Eye For Film >> Movies >> The Chronicles Of Riddick: Director's Cut (2004) Film Review
The Chronicles Of Riddick: Director's Cut
Reviewed by: Gator MacReady
As incredibly silly as it is, TCOR is actually entertaining enough for the running time to breeze by without you realising. Afterwards, though, you'll notice how desperately it wants to be the next Dune, but actually comes across as a futuristic Conan, instead. Which isn't bad. The Director's Cut, as expected, beefs up the storyline with more established characters and small scenes to make sense of previously disorientating sub-plots.
Richard B. Riddick (Mark "Silly Voice" Vincent in the only role he seems natural in) has been hunted by mercenaries ever since the events in Dark Fury (a surprisingly good animated short bridging the gap between Pitch Black and this) and has been cornered on a snow covered planet by relentless bounty hunter Toombs. Not taking kindly to being captured, Riddick nicks his spaceship and sets off across the galaxy to find Imam (the super-cool Keith David) to settle a score. Once on Imam's home planet of Helion Prime a supernatural race of half-dead Space Nazis, called the Necromongos, or something, shows up and starts killing everyone. Just because they're like that.
Yes, it's a rather stupid plot, but that's about as silly as the whole film gets. The rest is far above this.

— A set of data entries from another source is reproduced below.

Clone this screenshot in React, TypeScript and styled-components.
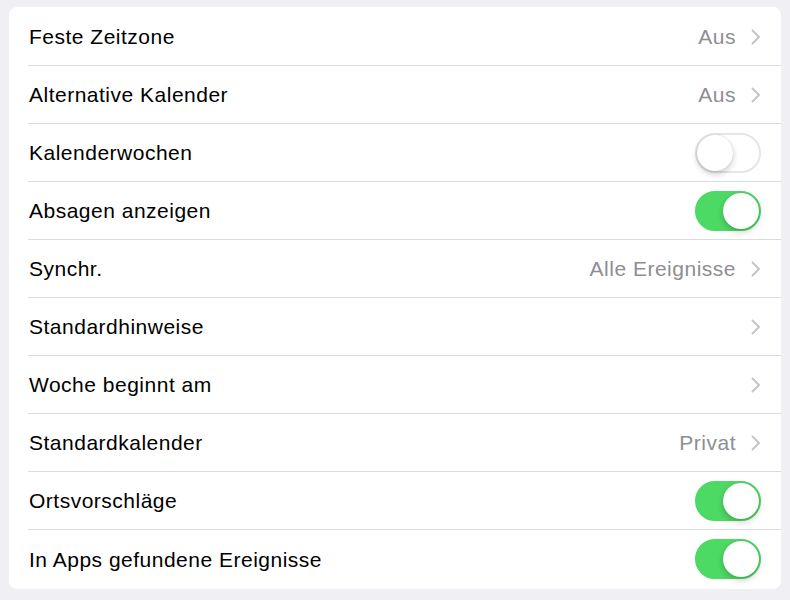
import React, { useState } from 'react';
import styled, { createGlobalStyle } from 'styled-components';

const GlobalStyle = createGlobalStyle`
  html, body {
    margin: 0;
    padding: 0;
    background: #efeff4;
    font-family: 'Liberation Sans', Arial, sans-serif;
  }
`;

type Item =
  | { kind: 'link'; label: string; value?: string }
  | { kind: 'toggle'; label: string; on: boolean };

const items: Item[] = [
  { kind: 'link', label: 'Feste Zeitzone', value: 'Aus' },
  { kind: 'link', label: 'Alternative Kalender', value: 'Aus' },
  { kind: 'toggle', label: 'Kalenderwochen', on: false },
  { kind: 'toggle', label: 'Absagen anzeigen', on: true },
  { kind: 'link', label: 'Synchr.', value: 'Alle Ereignisse' },
  { kind: 'link', label: 'Standardhinweise' },
  { kind: 'link', label: 'Woche beginnt am' },
  { kind: 'link', label: 'Standardkalender', value: 'Privat' },
  { kind: 'toggle', label: 'Ortsvorschläge', on: true },
  { kind: 'toggle', label: 'In Apps gefundene Ereignisse', on: true },
];

function Chevron() {
  return (
    <svg width="10" height="16" viewBox="0 0 10 16">
      <path d="M1.5 1.5 L8 8 L1.5 14.5" fill="none" stroke="#c4c4c9" strokeWidth="2" strokeLinecap="round" strokeLinejoin="round" />
    </svg>
  );
}

function Toggle({ initial }: { initial: boolean }) {
  const [on, setOn] = useState(initial);
  return (
    <Track on={on} onClick={() => setOn(!on)}>
      <Knob on={on} />
    </Track>
  );
}

function App() {
  return (
    <Page>
      <GlobalStyle />
      <Card>
        {items.map((item, i) => (
          <Row key={item.label} last={i === items.length - 1}>
            <Label>{item.label}</Label>
            {item.kind === 'link' ? (
              <Accessory>
                {item.value && <Value>{item.value}</Value>}
                <Chevron />
              </Accessory>
            ) : (
              <Toggle initial={item.on} />
            )}
          </Row>
        ))}
      </Card>
    </Page>
  );
}

const Page = styled.div`
  width: 790px;
  height: 600px;
  box-sizing: border-box;
  padding: 7px 9px 0 9px;
`;

const Card = styled.div`
  background: #ffffff;
  border-radius: 8px;
  overflow: hidden;
  padding: 1px 0 1px 19px;
`;

const Row = styled.div<{ last: boolean }>`
  height: 58px;
  box-sizing: border-box;
  display: flex;
  align-items: center;
  justify-content: space-between;
  padding-right: 20px;
  border-bottom: ${(p) => (p.last ? 'none' : '1px solid #dcdce0')};
`;

const Label = styled.span`
  font-size: 21px;
  letter-spacing: 0.5px;
  color: #000000;
  padding-left: 1px;
  padding-top: 1px;
`;

const Accessory = styled.div`
  display: flex;
  align-items: center;
  gap: 15px;
`;

const Value = styled.span`
  font-size: 21px;
  letter-spacing: 0.5px;
  color: #8e8e93;
  padding-top: 1px;
`;

const Track = styled.div<{ on: boolean }>`
  position: relative;
  width: 66px;
  height: 40px;
  box-sizing: border-box;
  border-radius: 20px;
  background: ${(p) => (p.on ? '#4cd964' : '#ffffff')};
  border: ${(p) => (p.on ? '2px solid #4cd964' : '2px solid #e5e5ea')};
  cursor: pointer;
`;

const Knob = styled.div<{ on: boolean }>`
  position: absolute;
  top: 0;
  left: ${(p) => (p.on ? '26px' : '0')};
  width: 36px;
  height: 36px;
  border-radius: 50%;
  background: #ffffff;
  box-shadow: 0 3px 6px rgba(0, 0, 0, 0.2), 0 0 1px rgba(0, 0, 0, 0.2);
`;

export default App;
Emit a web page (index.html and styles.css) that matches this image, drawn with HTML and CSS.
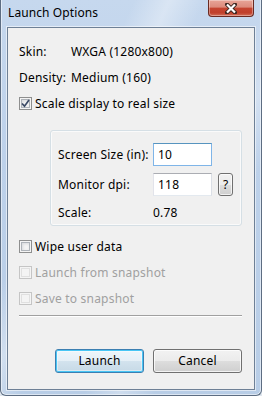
FILE: index.html
```html
<!DOCTYPE html>
<html>
<head>
<meta charset="utf-8">
<link rel="stylesheet" href="styles.css">
</head>
<body>
<div class="window">
  <div class="titlebar">
    <span class="title">Launch Options</span>
    <div class="close">
      <svg width="12" height="11" viewBox="0 0 12 11">
        <path d="M2 1.5 L10 9.5 M10 1.5 L2 9.5" stroke="#3d2620" stroke-width="4" stroke-linecap="square" fill="none"/>
        <path d="M2 1.5 L10 9.5 M10 1.5 L2 9.5" stroke="#ffffff" stroke-width="2.2" stroke-linecap="butt" fill="none"/>
      </svg>
    </div>
  </div>
  <div class="client">
    <div class="row"><span class="lbl">Skin:</span><span>WXGA (1280x800)</span></div>
    <div class="row"><span class="lbl">Density:</span><span>Medium (160)</span></div>
    <div class="row"><span class="cb"><svg width="9" height="9" viewBox="0 0 9 9"><path d="M1 4.5 L3.5 7.2 L8 1" stroke="#3b4a66" stroke-width="1.7" fill="none"/></svg></span>Scale display to real size</div>
    <div class="group">
      <div class="grow"><span class="glbl">Screen Size (in):</span><span class="input focus">10</span></div>
      <div class="grow"><span class="glbl">Monitor dpi:</span><span class="input">118</span><span class="qbtn">?</span></div>
      <div class="grow scale"><span class="glbl">Scale:</span><span>0.78</span></div>
    </div>
    <div class="row first"><span class="cb"></span>Wipe user data</div>
    <div class="row disabled"><span class="cb"></span>Launch from snapshot</div>
    <div class="row disabled"><span class="cb"></span>Save to snapshot</div>
    <div class="sep"></div>
    <div class="buttons">
      <div class="btn default">Launch</div>
      <div class="btn">Cancel</div>
    </div>
  </div>
</div>
</body>
</html>
```

FILE: styles.css
```css
html, body {
  margin: 0;
  padding: 0;
}
body {
  width: 262px;
  height: 396px;
  overflow: hidden;
  background: #dfe6ee;
  font-family: "Segoe UI", "Noto Sans", "Open Sans", sans-serif;
  font-size: 12px;
  color: #000;
}
.window {
  box-sizing: border-box;
  width: 262px;
  height: 396px;
  display: flex;
  flex-direction: column;
  border: 1px solid #5d6d82;
  border-top: 0;
  border-radius: 0 0 6px 6px;
  padding: 0 6px 5px 6px;
  background:
    linear-gradient(115deg, rgba(255,255,255,0) 30%, rgba(255,255,255,0.35) 38%, rgba(255,255,255,0) 46%, rgba(255,255,255,0) 60%, rgba(255,255,255,0.3) 68%, rgba(255,255,255,0) 76%),
    linear-gradient(180deg, #c6d8ee 0%, #bdd1ea 40%, #b8cde6 100%);
  box-shadow: inset 1px 0 0 rgba(255,255,255,0.5), inset -1px 0 0 rgba(255,255,255,0.5), inset 0 -1px 0 rgba(255,255,255,0.5);
}
.titlebar {
  height: 27px;
  flex: none;
  display: flex;
  justify-content: space-between;
  align-items: flex-start;
}
.title {
  padding: 5px 0 0 1px;
  line-height: 16px;
  color: #000;
  letter-spacing: 0.1px;
}
.close {
  width: 46px;
  height: 17px;
  margin-right: 1px;
  box-sizing: border-box;
  border: 1px solid #6a2a22;
  border-top: 0;
  border-radius: 0 0 4px 4px;
  background: linear-gradient(180deg, #e8a598 0%, #dc8b7c 45%, #c54531 50%, #c0402c 80%, #d2705a 100%);
  box-shadow: inset 0 0 0 1px rgba(255,255,255,0.35);
  display: flex;
  align-items: center;
  justify-content: center;
}
.client {
  flex: 1;
  box-sizing: border-box;
  background: #f0f0f0;
  border: 1px solid #6e8096;
  box-shadow: 0 0 0 1px rgba(255,255,255,0.55);
  padding: 10px 12px 0 11px;
  display: flex;
  flex-direction: column;
  letter-spacing: 0.2px;
}
.row {
  height: 26px;
  display: flex;
  align-items: center;
  white-space: nowrap;
}
.row.first {
  margin-top: 7px;
}
.lbl {
  width: 52px;
}
.cb {
  box-sizing: border-box;
  width: 13px;
  height: 13px;
  margin-right: 3px;
  border: 1px solid #8e8f8f;
  background: #f4f4f4;
  box-shadow: inset 0 0 0 1px #f4f4f4, inset 0 0 0 2px #aeb3b9, inset 1px 1px 3px 2px #d8dadd;
  display: flex;
  align-items: center;
  justify-content: center;
}
.disabled {
  color: #a0a0a0;
}
.disabled .cb {
  border-color: #c5c5c5;
  box-shadow: inset 0 0 0 1px #f4f4f4, inset 0 0 0 2px #e0e0e0;
}
.group {
  margin: 14px 0 0 31px;
  box-sizing: border-box;
  border: 1px solid #d5dfe5;
  border-radius: 3px;
  box-shadow: inset 0 0 0 1px #fafafa;
  padding: 12px 0 4px 7px;
  display: flex;
  flex-direction: column;
  gap: 7px;
}
.grow {
  height: 23px;
  display: flex;
  align-items: center;
  white-space: nowrap;
}
.grow.scale {
  height: 18px;
}
.glbl {
  width: 95px;
}
.input {
  box-sizing: border-box;
  width: 59px;
  height: 23px;
  background: #fff;
  border: 1px solid #abadb3;
  border-left-color: #e2e3ea;
  border-right-color: #dbdfe6;
  border-bottom-color: #e3e9ef;
  padding: 0 4px;
  line-height: 21px;
}
.input.focus {
  border-color: #7fb5e8;
  border-top-color: #5794bf;
}
.qbtn {
  box-sizing: border-box;
  width: 15px;
  height: 23px;
  margin-left: 6px;
  border: 1px solid #707070;
  border-radius: 3px;
  background: linear-gradient(180deg, #f2f2f2 0%, #ebebeb 50%, #dddddd 51%, #cfcfcf 100%);
  box-shadow: inset 0 0 0 1px rgba(255,255,255,0.7);
  text-align: center;
  line-height: 21px;
  font-size: 12px;
  letter-spacing: 0;
}
.sep {
  margin-top: 4px;
  height: 0;
  border-top: 1px solid #a0a0a0;
  border-bottom: 1px solid #ffffff;
}
.buttons {
  margin-top: 32px;
  display: flex;
  justify-content: flex-end;
  gap: 9px;
}
.btn {
  box-sizing: border-box;
  width: 89px;
  height: 24px;
  border: 1px solid #707070;
  border-radius: 3px;
  background: linear-gradient(180deg, #f2f2f2 0%, #ebebeb 50%, #dddddd 51%, #cfcfcf 100%);
  box-shadow: inset 0 0 0 1px rgba(255,255,255,0.75);
  text-align: center;
  line-height: 22px;
}
.btn.default {
  border-color: #3c7fb1;
  background: linear-gradient(180deg, #eef6fb 0%, #e5eff6 50%, #d3e3ee 51%, #c6d9e6 100%);
  box-shadow: inset 0 0 0 1px #48c6f5, inset 0 0 0 2px rgba(255,255,255,0.4);
}
```
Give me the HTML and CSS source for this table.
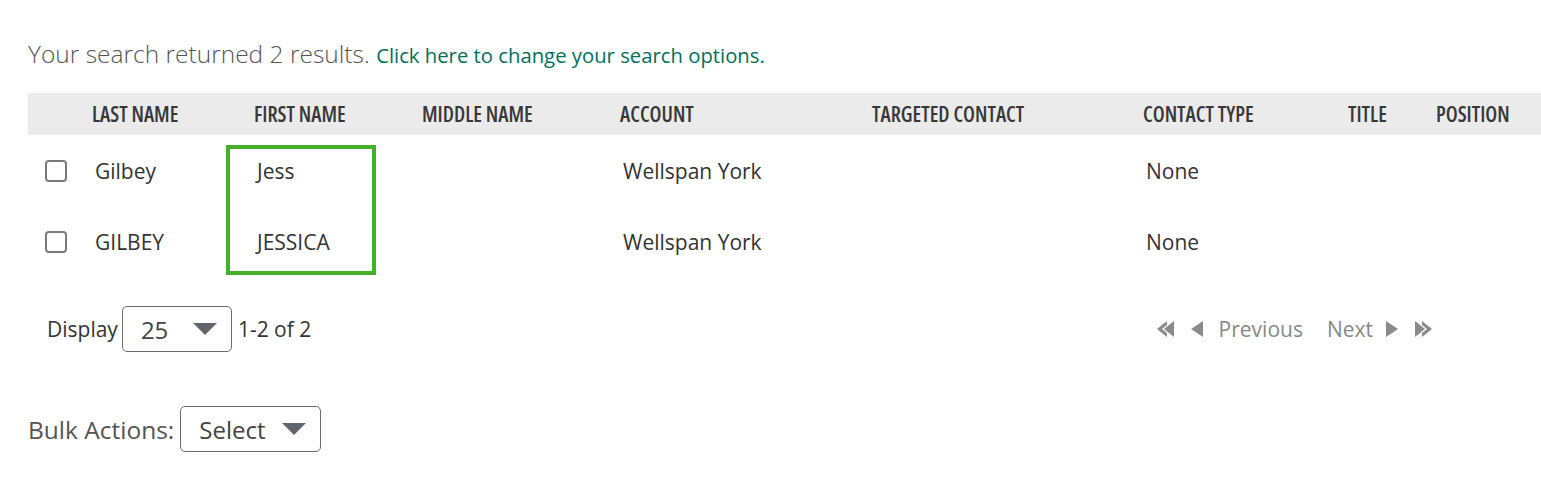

Riddick legs it again, but is caught once more by Toombs and thrown into a hellish prison on a hellish (remote) planet. Do you think he can escape and save what's left of Helion Prime? I must say I was disappointed that Riddick was portrayed as a hero this time round. Judi Dench's character describes him as "a different kind of evil," but I didn't see him that way. Self-serving he may be, but I never got the impression that he was a baddie forced into doing good things.
The story structure to TCOR is rather episodic and comes in three distinct acts, each one giving us a new situation and loads of imagination. You can't blame David Twohy for giving us a dull franchise with his Chronicles of Riddick. The entire film was shot on a studio set, or against a green screen, giving it a pretty unique look. The production design is brilliant and reminded me a lot of Jim Henson's Labyrinth. The faultless SFX doesn't ever come across as indulgent as they seriously help create a convincing universe teeming with life. Even in just over two hours enough is established to make loads of little movies.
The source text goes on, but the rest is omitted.